More people asking for help
In the meantime, the number of people applying for an exemption with the provincial public health insurance agency (RAMQ) has ballooned over the past five years.
The insurer calculates its annual numbers from February to February of each year.
RAMQ processed only 4,882 applications for exemptions in 2012. That number has grown progressively every year since then, reaching 7,929 requests for 2016.
During that time, the number of people staying in CHSLDs has gone down slightly.
Caroline Dupont, a spokeswoman for RAMQ, said the statistics only show the number of applications received, not necessarily the number of individuals applying.
"One person can make two or three [requests] in the same year," she said.

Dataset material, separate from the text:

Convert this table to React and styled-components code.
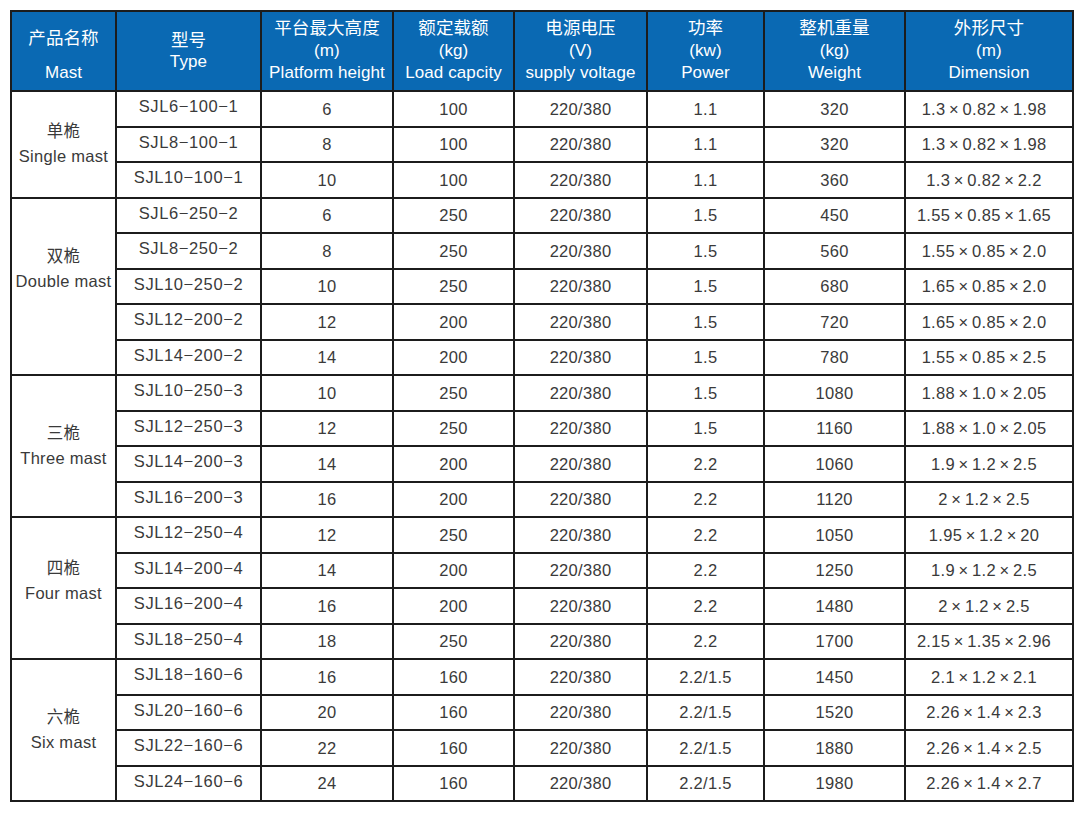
import React from "react";
import styled, { createGlobalStyle } from "styled-components";

const Global = createGlobalStyle`
  html, body { margin: 0; padding: 0; background: #fff; }
  body { padding: 10px; font-family: "Liberation Sans", Arial, "Noto Sans CJK SC", sans-serif; }
`;

const Table = styled.table`
  border-collapse: collapse;
  table-layout: fixed;
  width: 1062px;
  border: 2px solid #1c1c1c;
  color: #3a3a3a;
  font-size: 16.5px;
  letter-spacing: 0.3px;
`;

const HeadRow = styled.tr`
  height: 80px;
`;

const Th = styled.th`
  background: #0a69b3;
  color: #fff;
  font-weight: normal;
  font-size: 17px;
  letter-spacing: 0.1px;
  line-height: 22.5px;
  border: 2px solid #1c1c1c;
  padding: ${(p) => (p.$shift ? "9px 0 0" : "0")};
  vertical-align: middle;
  text-align: center;
  white-space: nowrap;
`;

const Line = styled.div`
  margin-top: ${(p) => p.$gap || 0}px;
  font-size: ${(p) => (p.$cjk ? "17.5px" : "inherit")};
`;

const Row = styled.tr`
  height: 35.5px;
`;

const Td = styled.td`
  border: 2px solid #1c1c1c;
  text-align: center;
  vertical-align: middle;
  padding: 0;
  white-space: nowrap;
  line-height: 20px;
`;

const TypeCell = styled(Td)`
  padding-bottom: 5px;
  letter-spacing: 0.6px;
`;

const DimCell = styled(Td)`
  padding-right: 10px;
`;

const GroupCell = styled.td`
  border: 2px solid #1c1c1c;
  text-align: center;
  vertical-align: middle;
  line-height: 25px;
  padding: 0 0 ${(p) => p.$lift * 2}px;
  white-space: nowrap;
`;

const cols = [105, 145, 132, 121, 133, 117, 141, 168];

const heads = [
  { lines: ["产品名称", "Mast"], shift: true },
  { lines: ["型号", "Type"] },
  { lines: ["平台最大高度", "(m)", "Platform height"] },
  { lines: ["额定载额", "(kg)", "Load capcity"] },
  { lines: ["电源电压", "(V)", "supply voltage"] },
  { lines: ["功率", "(kw)", "Power"] },
  { lines: ["整机重量", "(kg)", "Weight"] },
  { lines: ["外形尺寸", "(m)", "Dimension"] },
];

const x = "\u2009×\u2009";
const d = (a, b, c) => `${a}${x}${b}${x}${c}`;
const t = (a, b, c) => `SJL${a}−${b}−${c}`;

const groups = [
  {
    cn: "单桅",
    en: "Single mast",
    lift: 0,
    rows: [
      [t(6, 100, 1), "6", "100", "1.1", "320", d("1.3", "0.82", "1.98")],
      [t(8, 100, 1), "8", "100", "1.1", "320", d("1.3", "0.82", "1.98")],
      [t(10, 100, 1), "10", "100", "1.1", "360", d("1.3", "0.82", "2.2")],
    ],
  },
  {
    cn: "双桅",
    en: "Double mast",
    lift: 17,
    rows: [
      [t(6, 250, 2), "6", "250", "1.5", "450", d("1.55", "0.85", "1.65")],
      [t(8, 250, 2), "8", "250", "1.5", "560", d("1.55", "0.85", "2.0")],
      [t(10, 250, 2), "10", "250", "1.5", "680", d("1.65", "0.85", "2.0")],
      [t(12, 200, 2), "12", "200", "1.5", "720", d("1.65", "0.85", "2.0")],
      [t(14, 200, 2), "14", "200", "1.5", "780", d("1.55", "0.85", "2.5")],
    ],
  },
  {
    cn: "三桅",
    en: "Three mast",
    lift: 0,
    rows: [
      [t(10, 250, 3), "10", "250", "1.5", "1080", d("1.88", "1.0", "2.05")],
      [t(12, 250, 3), "12", "250", "1.5", "1160", d("1.88", "1.0", "2.05")],
      [t(14, 200, 3), "14", "200", "2.2", "1060", d("1.9", "1.2", "2.5")],
      [t(16, 200, 3), "16", "200", "2.2", "1120", d("2", "1.2", "2.5")],
    ],
  },
  {
    cn: "四桅",
    en: "Four mast",
    lift: 7,
    rows: [
      [t(12, 250, 4), "12", "250", "2.2", "1050", d("1.95", "1.2", "20")],
      [t(14, 200, 4), "14", "200", "2.2", "1250", d("1.9", "1.2", "2.5")],
      [t(16, 200, 4), "16", "200", "2.2", "1480", d("2", "1.2", "2.5")],
      [t(18, 250, 4), "18", "250", "2.2", "1700", d("2.15", "1.35", "2.96")],
    ],
  },
  {
    cn: "六桅",
    en: "Six mast",
    lift: 0,
    rows: [
      [t(18, 160, 6), "16", "160", "2.2/1.5", "1450", d("2.1", "1.2", "2.1")],
      [t(20, 160, 6), "20", "160", "2.2/1.5", "1520", d("2.26", "1.4", "2.3")],
      [t(22, 160, 6), "22", "160", "2.2/1.5", "1880", d("2.26", "1.4", "2.5")],
      [t(24, 160, 6), "24", "160", "2.2/1.5", "1980", d("2.26", "1.4", "2.7")],
    ],
  },
];

export default function App() {
  return (
    <>
      <Global />
      <Table>
        <colgroup>
          {cols.map((w, i) => (
            <col key={i} style={{ width: w }} />
          ))}
        </colgroup>
        <thead>
          <HeadRow>
            {heads.map((h, i) => (
              <Th key={i} $shift={h.shift}>
                {h.lines.map((l, j) => (
                  <Line key={j} $cjk={j === 0} $gap={h.shift && j === 1 ? 12.5 : 0}>
                    {l}
                  </Line>
                ))}
              </Th>
            ))}
          </HeadRow>
        </thead>
        <tbody>
          {groups.map((g) =>
            g.rows.map((r, i) => (
              <Row key={g.en + i}>
                {i === 0 && (
                  <GroupCell rowSpan={g.rows.length} $lift={g.lift}>
                    <div>{g.cn}</div>
                    <div>{g.en}</div>
                  </GroupCell>
                )}
                <TypeCell>{r[0]}</TypeCell>
                <Td>{r[1]}</Td>
                <Td>{r[2]}</Td>
                <Td>220/380</Td>
                <Td>{r[3]}</Td>
                <Td>{r[4]}</Td>
                <DimCell>{r[5]}</DimCell>
              </Row>
            ))
          )}
        </tbody>
      </Table>
    </>
  );
}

Fewer people get financial relief
While the number of requests is exploding, the number of people who are getting approved for reduced rates is dropping.
According to RAMQ, 1,633 fewer people benefited from a lower rate in 2016 than in 2012.
Dupont said she cannot interpret the data and does not know why requests are going up while the number of those getting approved for lower fees are going down.
She said the standards used to measure people's eligibility have not become any stiffer.
It's scary for those who are getting older. What is going to happen to us?- Judith Gagnon, president of AQDR
But Judith Gagnon, the president of the Quebec association for the defence of the rights of retired and pre-retired people (AQDR), said the flood of requests is further proof that seniors are having trouble paying for their care.
"It's scary for those who are getting older. What is going to happen to us?" Gagnon said.
She said the RAMQ financial benchmarks are forcing people to drain their money to the last drop.
"[It's] every little bit they have to keep living. Is that what we want? What's the message we are sending to people?"
Calls for change
Quebec's opposition parties also say the need for change is urgent, and that the steady increase in requests proves it.
"What are so many people asked for an exemption and why are so many not receiving it? There's reason to examine to our conscience there," Coalition Avenir Quebec health critic François Paradis said.
The provinces are in the middle of negotiating a new deal with the Trudeau government on the amount of health care funding they can expect to receive.
Barrette says in order for him to do more, Ottawa must do the same.
"Quebec has a problem like all provinces and the federal government has to respect its commitments."